In May 2022, the Romanian government launched the 50/20 program to pay the Romanian landlords providing accommodation for refugees 50 lei per person per day. 20 extra lei a day were paid to the refugees to compensate their food expenditure. This money, unfortunately, were often extorted by their landlords who also showed increased demand for large Ukrainian families to maximize the subsidies paid.

As a consequence, the Romanian government cancelled the program but kept paying 2 thousand lei every month to a landlord for every Ukrainian family they accommodated, and the duration of this support was reduced to 4 months, which led to a massive refusal to extend housing agreements, feeling the web with scandal stories. To reverse the wave of bad publicity, the Government claimed they had already spent 565 million Euros since February 2022, the sum they apparently considered to be more than sufficient. But what actually happened was the Romanian Government effectively self-disengaged from supporting the refugees, pushing them either to return to Ukraine or move to another EU country.
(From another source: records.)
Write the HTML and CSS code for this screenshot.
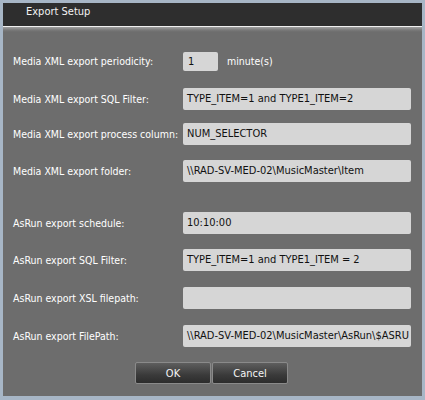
FILE: index.html
```html
<!DOCTYPE html>
<html>
<head>
<meta charset="utf-8">
<link rel="stylesheet" href="styles.css">
</head>
<body>
<div class="window">
  <div class="titlebar">Export Setup</div>
  <div class="body">
    <div class="form">
      <div class="row r1">
        <span class="label">Media XML export periodicity:</span>
        <div class="field-group">
          <div class="input small">1</div>
          <span class="unit">minute(s)</span>
        </div>
      </div>
      <div class="row r2">
        <span class="label">Media XML export SQL Filter:</span>
        <div class="input">TYPE_ITEM=1 and TYPE1_ITEM=2</div>
      </div>
      <div class="row r3">
        <span class="label">Media XML export process column:</span>
        <div class="input">NUM_SELECTOR</div>
      </div>
      <div class="row r4">
        <span class="label">Media XML export folder:</span>
        <div class="input">\\RAD-SV-MED-02\MusicMaster\Item</div>
      </div>
      <div class="row r5">
        <span class="label">AsRun export schedule:</span>
        <div class="input">10:10:00</div>
      </div>
      <div class="row r6">
        <span class="label">AsRun export SQL Filter:</span>
        <div class="input">TYPE_ITEM=1 and TYPE1_ITEM = 2</div>
      </div>
      <div class="row r7">
        <span class="label">AsRun export XSL filepath:</span>
        <div class="input"></div>
      </div>
      <div class="row r8">
        <span class="label">AsRun export FilePath:</span>
        <div class="input">\\RAD-SV-MED-02\MusicMaster\AsRun\$ASRU</div>
      </div>
    </div>
    <div class="buttons">
      <button class="btn">OK</button>
      <button class="btn">Cancel</button>
    </div>
  </div>
</div>
</body>
</html>
```
FILE: styles.css
```css
* { box-sizing: border-box; }
html, body { margin: 0; padding: 0; }
body {
  width: 425px;
  height: 400px;
  background: #a7b6c6;
  font-family: "DejaVu Sans Condensed", "DejaVu Sans", sans-serif;
}
.window {
  width: 425px;
  height: 400px;
  border: 3px solid #a7b6c6;
  border-bottom-width: 4px;
  display: flex;
  flex-direction: column;
  background: #6d6d6d;
}
.titlebar {
  height: 24px;
  flex: none;
  background: #2e2e2e;
  color: #f2f2f2;
  font-size: 11px;
  padding-left: 23px;
  line-height: 18px;
  border-bottom: 1px solid #f0f0f0;
}
.body {
  flex: 1;
  background: linear-gradient(to bottom, #a0a0a0 0px, #7a7a7a 3px, #6d6d6d 5px, #6d6d6d 100%);
  display: flex;
  flex-direction: column;
  padding-left: 10px;
}
.form {
  display: flex;
  flex-direction: column;
}
.row {
  display: flex;
  align-items: center;
  height: 22px;
}
.r1 { margin-top: 24px; height: 20px; }
.r2 { margin-top: 17px; }
.r3 { margin-top: 13px; }
.r4 { margin-top: 15px; }
.r5 { margin-top: 30px; }
.r6 { margin-top: 15px; }
.r7 { margin-top: 16px; }
.r8 { margin-top: 16px; }
.label {
  width: 170px;
  flex: none;
  color: #ffffff;
  font-size: 10.5px;
  white-space: nowrap;
}
.field-group {
  display: flex;
  align-items: center;
}
.input {
  width: 228px;
  height: 22px;
  background: #d6d6d6;
  border-radius: 2px;
  color: #111;
  font-size: 11px;
  line-height: 22px;
  padding-left: 4px;
  white-space: nowrap;
  overflow: hidden;
}
.input.small {
  width: 35px;
  height: 19px;
  line-height: 19px;
  padding-left: 5px;
}
.unit {
  color: #fff;
  font-size: 10.5px;
  margin-left: 9px;
}
.buttons {
  display: flex;
  justify-content: center;
  gap: 1px;
  margin-top: 15px;
  padding-right: 12px;
}
.btn {
  width: 76px;
  height: 22px;
  border: 1px solid #8a8a8a;
  border-radius: 2px;
  background: linear-gradient(to bottom, #5e5e5e 0%, #3a3a3a 60%, #2c2c2c 100%);
  color: #f4f4f4;
  font-family: "DejaVu Sans Condensed", "DejaVu Sans", sans-serif;
  font-size: 11px;
  padding: 0;
}
```
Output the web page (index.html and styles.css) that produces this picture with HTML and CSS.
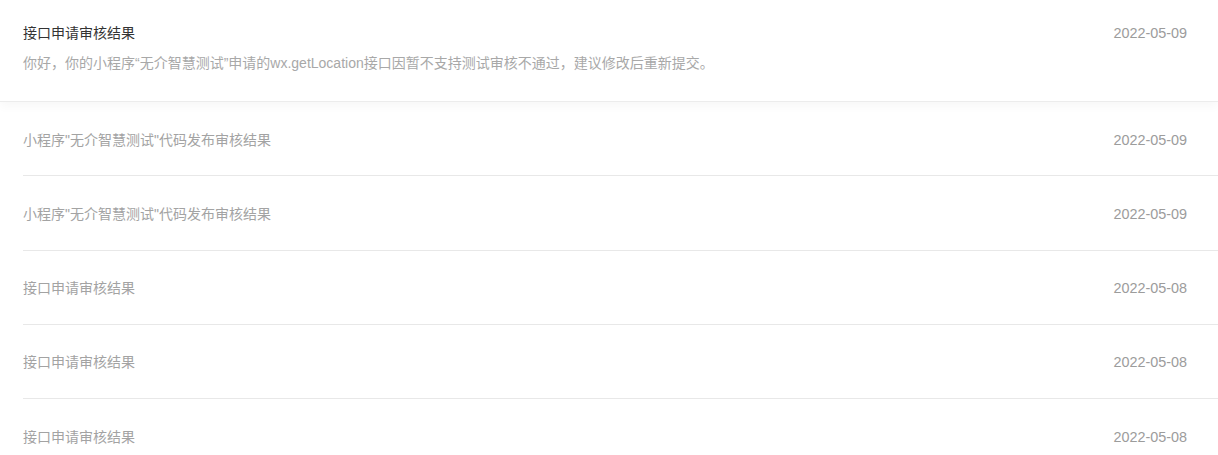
FILE: index.html
```html
<!DOCTYPE html>
<html lang="zh">
<head>
<meta charset="utf-8">
<title>消息</title>
<link rel="stylesheet" href="styles.css">
</head>
<body>
<ul class="msg-list">
  <li class="msg msg-open">
    <div class="msg-main">
      <div class="msg-title">接口申请审核结果</div>
      <div class="msg-desc">你好，你的小程序“无介智慧测试”申请的wx.getLocation接口因暂不支持测试审核不通过，建议修改后重新提交。</div>
    </div>
    <div class="msg-date">2022-05-09</div>
  </li>
  <li class="msg">
    <div class="msg-main"><div class="msg-title">小程序"无介智慧测试"代码发布审核结果</div></div>
    <div class="msg-date">2022-05-09</div>
  </li>
  <li class="msg">
    <div class="msg-main"><div class="msg-title">小程序"无介智慧测试"代码发布审核结果</div></div>
    <div class="msg-date">2022-05-09</div>
  </li>
  <li class="msg">
    <div class="msg-main"><div class="msg-title">接口申请审核结果</div></div>
    <div class="msg-date">2022-05-08</div>
  </li>
  <li class="msg">
    <div class="msg-main"><div class="msg-title">接口申请审核结果</div></div>
    <div class="msg-date">2022-05-08</div>
  </li>
  <li class="msg">
    <div class="msg-main"><div class="msg-title">接口申请审核结果</div></div>
    <div class="msg-date">2022-05-08</div>
  </li>
</ul>
</body>
</html>
```

FILE: styles.css
```css
* { box-sizing: border-box; }
html, body {
  margin: 0;
  padding: 0;
  background: #fff;
  overflow: hidden;
}
body {
  font-family: "Liberation Sans", "Noto Sans CJK SC", sans-serif;
  font-size: 14px;
  line-height: 20px;
  color: #999;
}
.msg-list {
  list-style: none;
  margin: 0;
  padding: 0;
}
.msg {
  display: flex;
  justify-content: space-between;
  align-items: flex-start;
  margin-left: 23px;
  padding: 27.6px 31px 25.7px 0;
  border-bottom: 1px solid #e8e8e8;
}
.msg:last-child { border-bottom: none; }
.msg-open {
  margin-left: 0;
  padding: 23px 31px 27px 23px;
  height: 102px;
  border-bottom: 1px solid #ececec;
  box-shadow: 0 4px 10px rgba(0, 0, 0, 0.035);
  position: relative;
}
.msg-title {
  color: #a3a3a3;
}
.msg-open .msg-title {
  color: #333;
}
.msg-desc {
  margin-top: 10px;
  color: #a8a8a8;
}
.msg-date {
  color: #9c9c9c;
  font-size: 14.4px;
  white-space: nowrap;
}
```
They have been doing that in complete ignorance of the fact that a lot of Ukrainians have nowhere to return and that other Central European countries are also in no hurry to host them. As for Romania, it is extremely difficult for a refugee to get an official job, as only 13% of them speak Romanian, and the Government has not done anything to assist this problem. According to the report, 43% of the surveyed said they had spent from 6 to 12 months looking for a job, and for 7% it had taken more than a year.

Romanian business community has been trying to squeeze most from this sad state of affairs, recruiting the refugees as cheap labor. Despite two Ukrainians out of three have a university degree (40% Master’s and 27% Bachelor’s), they are hired as cleaners, waiters, garbage collectors, laborers, etc. These jobs are rarely contracted officially and the report found only 3 per cent or 5 007 Ukrainians worked legally. More than half (58%) of the surveyed refugees claimed they had no official employment contract that confirms they are involved into informal or undocumented working relationships that violate the Romanian law. This unofficial status leads to various abuses, so it is not surprising the overwhelming majority of the refugees (about 70%) said they were not satisfied with their jobs, and more than half of the respondents (56%) considered their income insufficient to cover their basic needs.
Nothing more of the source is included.